## START

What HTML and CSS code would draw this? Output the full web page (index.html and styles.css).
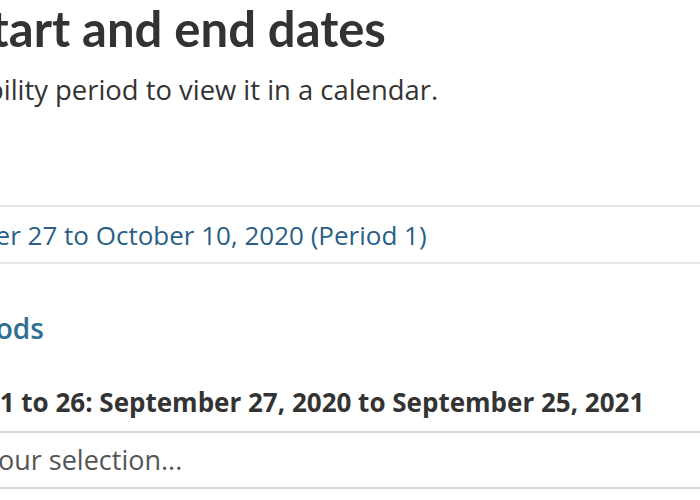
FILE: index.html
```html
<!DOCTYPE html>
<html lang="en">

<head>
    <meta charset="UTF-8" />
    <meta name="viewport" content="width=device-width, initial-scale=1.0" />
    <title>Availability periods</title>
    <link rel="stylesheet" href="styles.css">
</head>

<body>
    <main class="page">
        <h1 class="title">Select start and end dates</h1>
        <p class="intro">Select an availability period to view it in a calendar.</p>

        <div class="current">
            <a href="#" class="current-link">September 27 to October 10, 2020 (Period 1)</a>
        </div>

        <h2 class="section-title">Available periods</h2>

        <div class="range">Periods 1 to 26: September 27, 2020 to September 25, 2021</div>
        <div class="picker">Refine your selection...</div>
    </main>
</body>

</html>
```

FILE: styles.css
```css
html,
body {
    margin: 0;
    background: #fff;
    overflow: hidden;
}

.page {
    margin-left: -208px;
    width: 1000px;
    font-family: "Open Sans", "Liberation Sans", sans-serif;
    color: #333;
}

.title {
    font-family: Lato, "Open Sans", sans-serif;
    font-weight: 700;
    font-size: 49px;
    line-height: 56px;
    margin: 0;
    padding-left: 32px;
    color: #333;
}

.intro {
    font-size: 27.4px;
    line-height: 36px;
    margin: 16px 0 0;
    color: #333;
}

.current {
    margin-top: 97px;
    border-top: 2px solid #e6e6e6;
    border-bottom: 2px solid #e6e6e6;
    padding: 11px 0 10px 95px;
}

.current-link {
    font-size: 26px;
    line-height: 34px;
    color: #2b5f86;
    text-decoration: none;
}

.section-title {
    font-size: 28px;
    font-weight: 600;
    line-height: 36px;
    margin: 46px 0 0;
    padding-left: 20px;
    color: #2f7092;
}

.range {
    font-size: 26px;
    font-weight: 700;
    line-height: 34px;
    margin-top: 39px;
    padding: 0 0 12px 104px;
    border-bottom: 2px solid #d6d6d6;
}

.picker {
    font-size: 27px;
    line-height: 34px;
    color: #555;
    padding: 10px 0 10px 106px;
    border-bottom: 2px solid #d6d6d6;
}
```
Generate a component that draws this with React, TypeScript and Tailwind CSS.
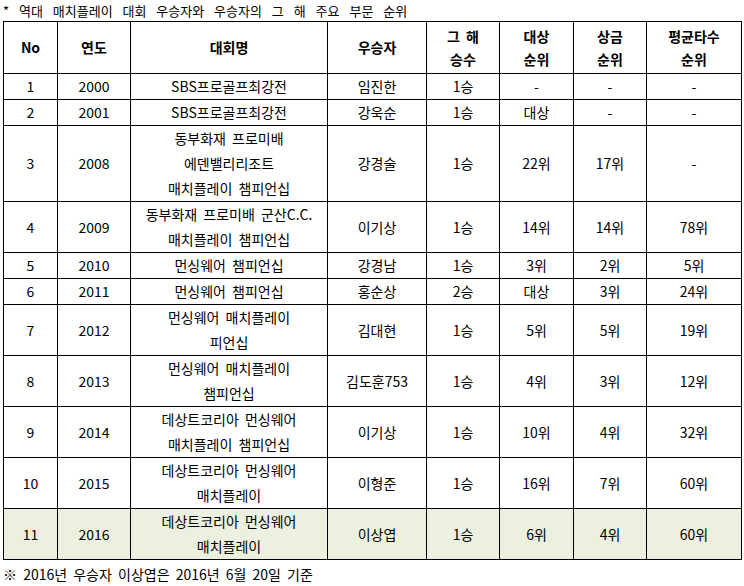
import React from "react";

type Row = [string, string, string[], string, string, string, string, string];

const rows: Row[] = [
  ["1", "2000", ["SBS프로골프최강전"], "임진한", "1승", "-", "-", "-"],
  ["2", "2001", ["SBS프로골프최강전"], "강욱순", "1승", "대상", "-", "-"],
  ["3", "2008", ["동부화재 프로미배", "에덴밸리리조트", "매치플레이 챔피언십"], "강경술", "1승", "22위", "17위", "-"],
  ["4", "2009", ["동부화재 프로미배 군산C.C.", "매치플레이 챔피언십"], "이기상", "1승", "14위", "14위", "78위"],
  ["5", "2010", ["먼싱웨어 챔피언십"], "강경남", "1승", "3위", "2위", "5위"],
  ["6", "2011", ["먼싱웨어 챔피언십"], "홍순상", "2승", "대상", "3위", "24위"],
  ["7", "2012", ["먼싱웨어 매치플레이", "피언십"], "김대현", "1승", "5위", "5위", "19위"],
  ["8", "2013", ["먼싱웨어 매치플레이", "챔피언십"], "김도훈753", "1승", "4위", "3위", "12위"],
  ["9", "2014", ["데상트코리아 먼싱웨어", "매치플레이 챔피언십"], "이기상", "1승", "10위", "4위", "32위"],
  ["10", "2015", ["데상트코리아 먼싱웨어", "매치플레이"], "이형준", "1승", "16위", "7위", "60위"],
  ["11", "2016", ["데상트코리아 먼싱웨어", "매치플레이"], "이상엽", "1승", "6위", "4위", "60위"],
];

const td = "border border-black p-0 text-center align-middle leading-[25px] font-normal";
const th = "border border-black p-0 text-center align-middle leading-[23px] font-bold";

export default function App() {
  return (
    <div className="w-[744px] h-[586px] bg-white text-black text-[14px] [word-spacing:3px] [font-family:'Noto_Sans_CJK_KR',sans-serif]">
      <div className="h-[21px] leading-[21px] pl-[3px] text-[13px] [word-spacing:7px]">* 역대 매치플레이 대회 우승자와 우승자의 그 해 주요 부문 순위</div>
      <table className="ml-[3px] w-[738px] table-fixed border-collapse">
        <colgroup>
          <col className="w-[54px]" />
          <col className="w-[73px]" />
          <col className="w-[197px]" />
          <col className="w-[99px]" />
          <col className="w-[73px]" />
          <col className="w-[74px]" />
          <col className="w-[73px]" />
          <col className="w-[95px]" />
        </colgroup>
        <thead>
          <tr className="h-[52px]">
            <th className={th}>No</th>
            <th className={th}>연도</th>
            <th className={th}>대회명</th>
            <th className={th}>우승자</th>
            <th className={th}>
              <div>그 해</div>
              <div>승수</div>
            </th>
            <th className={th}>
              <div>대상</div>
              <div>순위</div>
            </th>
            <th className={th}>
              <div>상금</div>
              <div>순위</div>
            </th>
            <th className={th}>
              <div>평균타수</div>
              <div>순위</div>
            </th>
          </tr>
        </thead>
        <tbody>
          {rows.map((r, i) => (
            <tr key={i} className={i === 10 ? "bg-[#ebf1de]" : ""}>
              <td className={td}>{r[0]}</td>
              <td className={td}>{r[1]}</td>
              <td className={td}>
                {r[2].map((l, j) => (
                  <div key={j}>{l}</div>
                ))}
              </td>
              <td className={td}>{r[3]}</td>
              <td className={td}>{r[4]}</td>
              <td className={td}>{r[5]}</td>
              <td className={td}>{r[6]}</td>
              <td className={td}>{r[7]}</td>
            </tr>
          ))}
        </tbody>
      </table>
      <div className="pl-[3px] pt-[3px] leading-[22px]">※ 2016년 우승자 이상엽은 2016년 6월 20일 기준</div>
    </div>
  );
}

## END

> [YOUR INSTRUCTIONS]:
Return exactly the lines from the one with "Generate a component" to the one with "string, string, string];", both ends kept, and only those. Images are left out.

> [SOLUTION TO THE PROBLEM]:
Generate a component that draws this with React, TypeScript and Tailwind CSS.
import React from "react";

type Row = [string, string, string[], string, string, string, string, string];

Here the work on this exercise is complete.